Eilis found new life in America.

It wasn’t easy for the Irish lass, played by Saoirse Ronan in the excellent film Brooklyn. She comes to New York alone, not knowing a soul in this strange, new world. Thanks in large part to the Catholic Church, she has a job and a place to stay. Thanks to her sister, she has a suitcase full of sensible clothes. But you need more than that to make a life.

But slowly, she finds that “more.” She meets some friends (after a fashion). She found success in her job. She begins taking bookkeeping classes—a step toward a real career as, ideally, an accountant. Most importantly, Eilis falls in love. Tony (Emory Cohen), an Italian plumber with a soft smile, loves her back—maybe more than his beloved Dodgers, even. And in his eyes, Eilis sees the promise and potential of this new land. She understands that this brash, strange city is now home for her—a beautiful, boisterous, unreplaceable place where her future lies.

But when a family tragedy strike across the Atlantic, Eilis goes back to her provincial Irish community and finds it hard to leave. Her mother desperately needs her, it seems. She’s practically handed an accounting job—ironic, considering it was the lack of jobs that sent her to America in the first place. And even though she secretly married Tony before leaving Brooklyn, Eilis allows herself to be wooed by Jim—a young, handsome and relatively wealthy man about town.

She goes to the seaside with Jim and some friends, and she’s stunned by the beauty of the Irish coast. “I’d forgotten this,” Eilis says. And even as Tony writes her letter after anguished letter, Eilis won’t write back.

Poor Eilis. She’s between two worlds. Maybe the same could be said for us.

We Christians aren’t so different from Eilis. We, too, have been promised a beautiful, new life. Thanks to our faith (like Eilis), we’ve been given access to a place of promise and plenty. We’ve found heaven. And in the metaphorical language of the Bible, we’ve gotten married, too—binding ourselves to our Savior, no matter what might come.

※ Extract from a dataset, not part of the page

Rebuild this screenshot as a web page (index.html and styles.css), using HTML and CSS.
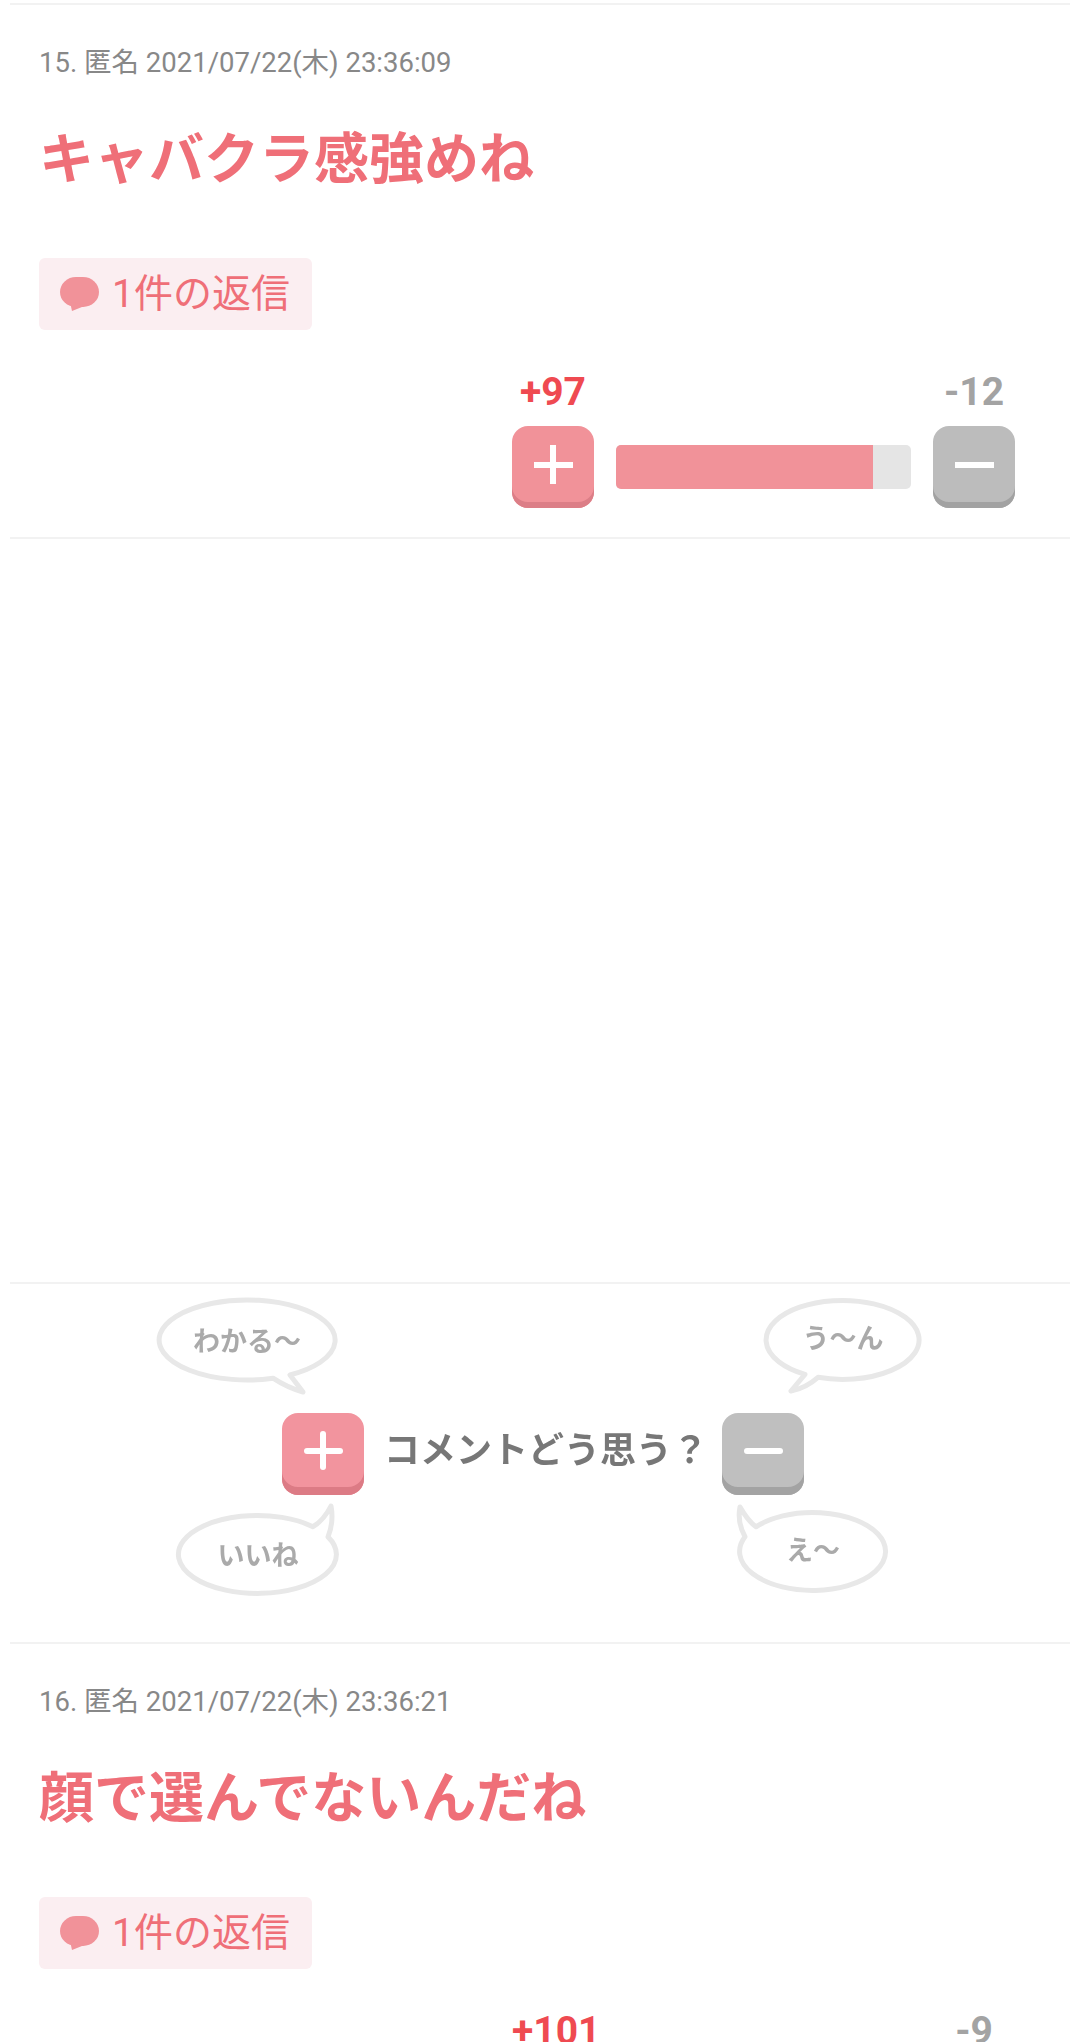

Emory Cohen and Saoirse Ronan in Brooklyn, photo courtesy Fox Searchlight
Emory Cohen and Saoirse Ronan in Brooklyn, photo courtesy Fox Searchlight

But heaven is far away from us. Our Groom is unseen. We live in a familiar and, yes, beautiful world. It has its own comfortable charms, its own small promise. And sometimes, perhaps we wonder why we’d ever want to turn our backs on it.

“Do not love the things in the world,” Jesus tells us in Matthew. But I do love parts of it. I live nestled in the foothills of Colorado Springs. Snow covers the mountains as I write this. The sky is a brilliant robin’s-egg blue. It feels like home for me. And like Eilis, there are times when I look upon it and smile, marveling at its beauty. This place I live in is God’s creation too, is it not?

But it’s a fallen creation, mangled from His original ideal. And like Eilis, I’m sometimes reminded that my home—my real home—lies elsewhere.

As much as Eilis’s old Irish haunts try to charm her, Eilis realizes that there are other, less attractive, things she’s forgotten about the old place, too. The pettiness. The vindictiveness. It’s missing something.

Yes, it’s comfortable. But for Eilis, it all feels smaller now. Her world has grown bigger. More colorful. It’s interesting that when she returns to Ireland, her clothes are about three shades more vivid than the dowdy, greenish-grayish-brownish garb that seems to be in vogue in the village. Nothing against her hometown in Ireland, but she’s seen a brighter world. And some of that brightness clings to her.

Brooklyn is a pretty wonderful movie full of beautiful, resonant moments. But maybe one of my favorite scenes takes place pretty early on—when Eilis first arrives on Ellis Island. She goes through the gauntlet of customs, looking lost and nervous. And when the customs official finally welcomes her to America, she walks through a set of doors and into a blinding, glorious light.

She doesn’t know it, but she’s come home. And life for her will never be the same.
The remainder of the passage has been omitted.